Why aviation regulator DGCA's diktat on A320neo jets will not impact IndiGo's near-term profitability

New Delhi: India’s aviation safety regulator, the Directorate General of Civil Aviation (DGCA), is often criticized for being tardy in decision making. However, in the case of the latest engine trouble with the Airbus A320neo aircraft, the regulator must be commended for taking swift decision to ground 14 jets belonging to two different airlines. Yes, this will lead to many flights either getting cancelled or clubbed, and cause significant inconvenience to passengers even as capacity expansion plans of IndiGo and GoAir are already impacted due to engine issues with this aircraft. Analysts at brokerage Edelweiss said in a note this morning that the grounding of 11 IndiGo aircraft by the DGCA will mean it cedes market share to rival SpiceJet as near term capacity addition plans will also suffer.

The trouble is with the Airbus A320neo aircraft fitted with a particular series of Pratt & Whitney (P&W) engines. Those with even one P&W engine featuring a seal, found to cause vibrations, are no longer allowed to fly. A Bloomberg report said ‘unilateral’ action by the DGCA in grounding the aircraft is at odds with the European Aviation Safety Agency (EASA), the primary regulator for Airbus planes, which repeated its guidance that the jets are safe if they have a single affected turbine. The Indian move comes after three in-service shutdowns of aircraft with one PW1100 engine featuring the seal, two of which occurred in the past week.

As a result of the aircraft on ground (AOG), IndiGo has cancelled 47 flights this morning from destinations such as Delhi, Mumbai, Chennai, Kolkata, Hyderabad, Bangalore, Patna, Srinagar, Bhubaneswar, Amritsar, Srinagar and Guwahati.
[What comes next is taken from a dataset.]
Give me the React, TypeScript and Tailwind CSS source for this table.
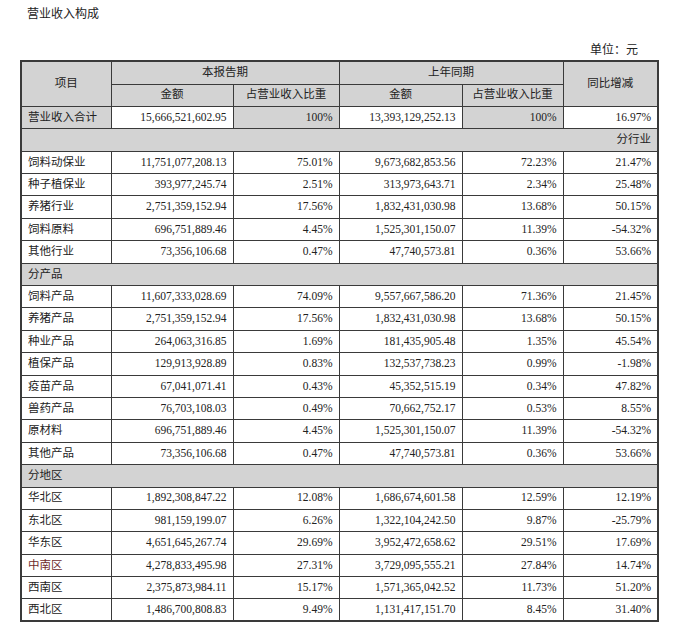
const font = { fontFamily: '"Liberation Serif", "Noto Sans CJK SC", serif' };

type Row = { name: string; cur: string; curPct: string; prev: string; prevPct: string; yoy: string; red?: boolean };

const industry: Row[] = [
  { name: "饲料动保业", cur: "11,751,077,208.13", curPct: "75.01%", prev: "9,673,682,853.56", prevPct: "72.23%", yoy: "21.47%" },
  { name: "种子植保业", cur: "393,977,245.74", curPct: "2.51%", prev: "313,973,643.71", prevPct: "2.34%", yoy: "25.48%" },
  { name: "养猪行业", cur: "2,751,359,152.94", curPct: "17.56%", prev: "1,832,431,030.98", prevPct: "13.68%", yoy: "50.15%" },
  { name: "饲料原料", cur: "696,751,889.46", curPct: "4.45%", prev: "1,525,301,150.07", prevPct: "11.39%", yoy: "-54.32%" },
  { name: "其他行业", cur: "73,356,106.68", curPct: "0.47%", prev: "47,740,573.81", prevPct: "0.36%", yoy: "53.66%" },
];

const products: Row[] = [
  { name: "饲料产品", cur: "11,607,333,028.69", curPct: "74.09%", prev: "9,557,667,586.20", prevPct: "71.36%", yoy: "21.45%" },
  { name: "养猪产品", cur: "2,751,359,152.94", curPct: "17.56%", prev: "1,832,431,030.98", prevPct: "13.68%", yoy: "50.15%" },
  { name: "种业产品", cur: "264,063,316.85", curPct: "1.69%", prev: "181,435,905.48", prevPct: "1.35%", yoy: "45.54%" },
  { name: "植保产品", cur: "129,913,928.89", curPct: "0.83%", prev: "132,537,738.23", prevPct: "0.99%", yoy: "-1.98%" },
  { name: "疫苗产品", cur: "67,041,071.41", curPct: "0.43%", prev: "45,352,515.19", prevPct: "0.34%", yoy: "47.82%" },
  { name: "兽药产品", cur: "76,703,108.03", curPct: "0.49%", prev: "70,662,752.17", prevPct: "0.53%", yoy: "8.55%" },
  { name: "原材料", cur: "696,751,889.46", curPct: "4.45%", prev: "1,525,301,150.07", prevPct: "11.39%", yoy: "-54.32%" },
  { name: "其他产品", cur: "73,356,106.68", curPct: "0.47%", prev: "47,740,573.81", prevPct: "0.36%", yoy: "53.66%" },
];

const regions: Row[] = [
  { name: "华北区", cur: "1,892,308,847.22", curPct: "12.08%", prev: "1,686,674,601.58", prevPct: "12.59%", yoy: "12.19%" },
  { name: "东北区", cur: "981,159,199.07", curPct: "6.26%", prev: "1,322,104,242.50", prevPct: "9.87%", yoy: "-25.79%" },
  { name: "华东区", cur: "4,651,645,267.74", curPct: "29.69%", prev: "3,952,472,658.62", prevPct: "29.51%", yoy: "17.69%" },
  { name: "中南区", cur: "4,278,833,495.98", curPct: "27.31%", prev: "3,729,095,555.21", prevPct: "27.84%", yoy: "14.74%", red: true },
  { name: "西南区", cur: "2,375,873,984.11", curPct: "15.17%", prev: "1,571,365,042.52", prevPct: "11.73%", yoy: "51.20%" },
  { name: "西北区", cur: "1,486,700,808.83", curPct: "9.49%", prev: "1,131,417,151.70", prevPct: "8.45%", yoy: "31.40%" },
];

const cell = "border border-[#3a3a3a] px-[6px] h-[22.4px] leading-none whitespace-nowrap";

const DataRow = ({ r }: { r: Row }) => (
  <tr>
    <td className={`${cell} text-left ${r.red ? "text-[#6e2b2b]" : ""}`}>{r.name}</td>
    <td className={`${cell} text-right`}>{r.cur}</td>
    <td className={`${cell} text-right`}>{r.curPct}</td>
    <td className={`${cell} text-right`}>{r.prev}</td>
    <td className={`${cell} text-right`}>{r.prevPct}</td>
    <td className={`${cell} text-right`}>{r.yoy}</td>
  </tr>
);

const Section = ({ label, right }: { label: string; right?: boolean }) => (
  <tr className="bg-[#d3d3d3]">
    <td colSpan={6} className={`${cell} ${right ? "text-right" : "text-left"}`}>
      {label}
    </td>
  </tr>
);

export default function App() {
  return (
    <div className="w-[679px] h-[627px] bg-white text-[#222] text-[11.5px]" style={font}>
      <div className="pl-[27px] pt-[7px] text-[12px] leading-[14px]">营业收入构成</div>
      <div className="flex justify-end pr-[41px] pt-[22px] text-[12px] leading-[14px]">单位：元</div>
      <div className="pl-[20px] pt-[3px]">
        <table className="border-collapse border-2 border-[#3a3a3a] table-fixed w-[637px]">
          <colgroup>
            <col className="w-[90px]" />
            <col className="w-[122px]" />
            <col className="w-[106px]" />
            <col className="w-[123px]" />
            <col className="w-[101px]" />
            <col className="w-[95px]" />
          </colgroup>
          <thead>
            <tr className="bg-[#d3d3d3]">
              <td rowSpan={2} className={`${cell} text-center`}>项目</td>
              <td colSpan={2} className={`${cell} text-center h-[23px]`}>本报告期</td>
              <td colSpan={2} className={`${cell} text-center h-[23px]`}>上年同期</td>
              <td rowSpan={2} className={`${cell} text-center`}>同比增减</td>
            </tr>
            <tr className="bg-[#d3d3d3]">
              <td className={`${cell} text-center`}>金额</td>
              <td className={`${cell} text-center`}>占营业收入比重</td>
              <td className={`${cell} text-center`}>金额</td>
              <td className={`${cell} text-center`}>占营业收入比重</td>
            </tr>
          </thead>
          <tbody>
            <tr>
              <td className={`${cell} text-left bg-[#d3d3d3]`}>营业收入合计</td>
              <td className={`${cell} text-right`}>15,666,521,602.95</td>
              <td className={`${cell} text-right bg-[#d3d3d3]`}>100%</td>
              <td className={`${cell} text-right`}>13,393,129,252.13</td>
              <td className={`${cell} text-right bg-[#d3d3d3]`}>100%</td>
              <td className={`${cell} text-right`}>16.97%</td>
            </tr>
            <Section label="分行业" right />
            {industry.map((r) => (
              <DataRow key={r.name} r={r} />
            ))}
            <Section label="分产品" />
            {products.map((r) => (
              <DataRow key={r.name} r={r} />
            ))}
            <Section label="分地区" />
            {regions.map((r) => (
              <DataRow key={r.name} r={r} />
            ))}
          </tbody>
        </table>
      </div>
    </div>
  );
}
This is less than the number of flights initial estimates has suggested would be cancelled, at anywhere between 70-80 flights. But still, these cancellations will lead to some disruption for domestic air travelers, especially since the peak summer rush is just around the corner. At least four in 10 domestic flyers choose IndiGo so the disruption for this airline and its passengers will be more than for GoAir. Vistara, which also flies A320neos, has not been affected because its aircraft are not fitted with the affected P&W engines.
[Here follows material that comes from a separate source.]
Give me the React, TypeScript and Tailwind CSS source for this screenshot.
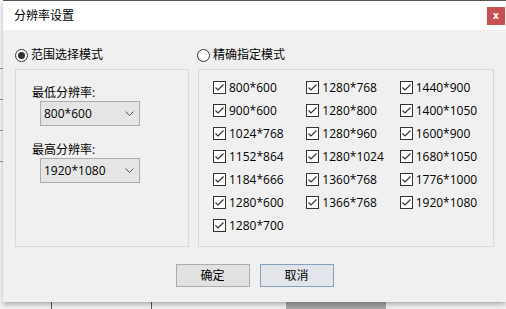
import React from 'react';

const columns: string[][] = [
  ['800*600', '900*600', '1024*768', '1152*864', '1184*666', '1280*600', '1280*700'],
  ['1280*768', '1280*800', '1280*960', '1280*1024', '1360*768', '1366*768'],
  ['1440*900', '1400*1050', '1600*900', '1680*1050', '1776*1000', '1920*1080'],
];

const Radio: React.FC<{ checked?: boolean; label: string }> = ({ checked, label }) => (
  <div className="flex items-center h-[14px] gap-[3px]">
    <div className="w-[13px] h-[13px] rounded-full border border-[#333333] bg-white flex items-center justify-center">
      {checked && <div className="w-[7px] h-[7px] rounded-full bg-[#333333]" />}
    </div>
    <span className="leading-[14px]">{label}</span>
  </div>
);

const Check: React.FC<{ label: string }> = ({ label }) => (
  <div className="flex items-center h-[23px] gap-[3px]">
    <div className="w-[13px] h-[13px] border border-[#333333] bg-white flex items-center justify-center">
      <svg width="11" height="11" viewBox="0 0 11 11">
        <path d="M1.5 5.5 L4 8 L9.5 2.5" fill="none" stroke="#333333" strokeWidth="1.2" />
      </svg>
    </div>
    <span>{label}</span>
  </div>
);

const Combo: React.FC<{ value: string }> = ({ value }) => (
  <div className="ml-[8px] w-[100px] h-[25px] bg-[#e5e5e5] border border-[#adadad] flex items-center justify-between pl-[3px] pr-[5px]">
    <span>{value}</span>
    <svg width="9" height="5" viewBox="0 0 9 5">
      <path d="M0.5 0.5 L4.5 4.5 L8.5 0.5" fill="none" stroke="#555555" strokeWidth="1" />
    </svg>
  </div>
);

export default function App() {
  return (
    <div
      className="relative w-[506px] h-[309px] overflow-hidden bg-white text-[12px] text-black"
      style={{ fontFamily: '"Segoe UI", "Open Sans", "Noto Sans CJK SC", sans-serif' }}
    >
      {/* app behind the dialog */}
      <div className="absolute inset-0 flex flex-col">
        <div className="flex-1 flex">
          <div className="w-[3px] flex flex-col gap-[30px] pt-[68px]">
            <div className="h-px bg-[#9a9a9a]" />
            <div className="h-px bg-[#9a9a9a]" />
            <div className="h-px bg-[#9a9a9a]" />
            <div className="h-px bg-[#9a9a9a]" />
          </div>
        </div>
        <div className="h-[8px] flex bg-[#f4f4f4]">
          <div className="w-[51px]" />
          <div className="w-px bg-[#555555]" />
          <div className="w-[99px]" />
          <div className="w-px bg-[#555555]" />
          <div className="w-[134px]" />
          <div className="w-[100px] bg-[#a8a8a8]" />
        </div>
      </div>

      {/* dialog window */}
      <div className="absolute left-[3px] top-0 w-[503px] h-[302px] flex flex-col border-t border-[#555555] shadow-[0_2px_6px_rgba(0,0,0,0.35)]">
        <div className="h-[29px] bg-white flex items-center justify-between pl-[11px] pr-[1px]">
          <span className="text-[12px]">分辨率设置</span>
          <div className="w-[18px] h-[18px] bg-[#c75050] flex items-center justify-center text-white text-[10px] font-bold leading-none pb-[2px]">
            x
          </div>
        </div>

        <div className="flex-1 bg-[#f0f0f0] flex flex-col pt-[18px]">
          <div className="flex pl-[12px] gap-[9px]">
            <div className="w-[174px] flex flex-col">
              <Radio checked label="范围选择模式" />
              <div className="mt-[7px] h-[178px] border border-[#dadada] pl-[16px] pt-[15px] flex flex-col">
                <span className="leading-[16px]">最低分辨率:</span>
                <Combo value="800*600" />
                <span className="leading-[16px] mt-[16px]">最高分辨率:</span>
                <Combo value="1920*1080" />
              </div>
            </div>
            <div className="w-[296px] flex flex-col">
              <div className="-ml-[1px]">
                <Radio label="精确指定模式" />
              </div>
              <div className="mt-[7px] h-[178px] border border-[#dadada] pl-[14px] pt-[6px] flex">
                {columns.map((col, i) => (
                  <div key={i} className="w-[95px] flex flex-col">
                    {col.map((r) => (
                      <Check key={r} label={r} />
                    ))}
                  </div>
                ))}
              </div>
            </div>
          </div>

          <div className="mt-[17px] flex justify-center gap-[10px]">
            <button className="w-[74px] h-[23px] bg-[#e1e1e1] border border-[#adadad] flex items-center justify-center">
              确定
            </button>
            <button className="w-[74px] h-[23px] bg-[#e2e6ea] border border-[#84a0bc] flex items-center justify-center">
              取消
            </button>
          </div>
        </div>
      </div>
    </div>
  );
}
The DGCA has, in a statement, squarely blamed P&W for the groundings, saying “P&W in its latest communication has also not given any firm commitment as to when the issue on the engine post serial number 450 will be resolved and informed that all the affected engines will be replaced by early June 2018. There is no concrete proposal in place to address the issue.”  The regulator said three instances of in-flight shutdown of engines were seen recently: GoAir flight from Leh on 24 February, IndiGo flight from Mumbai on 5 March and then the IndiGo flight from Ahmedabad on 12 March. These prompted the DGCA to order the groundings.
But P&W said: “We are working closely with our customers to minimize disruption. The corrective action has been approved and we have already begun to deliver production engines with the upgraded configuration. We are working to mitigate the AOG situation by the end of the second quarter.”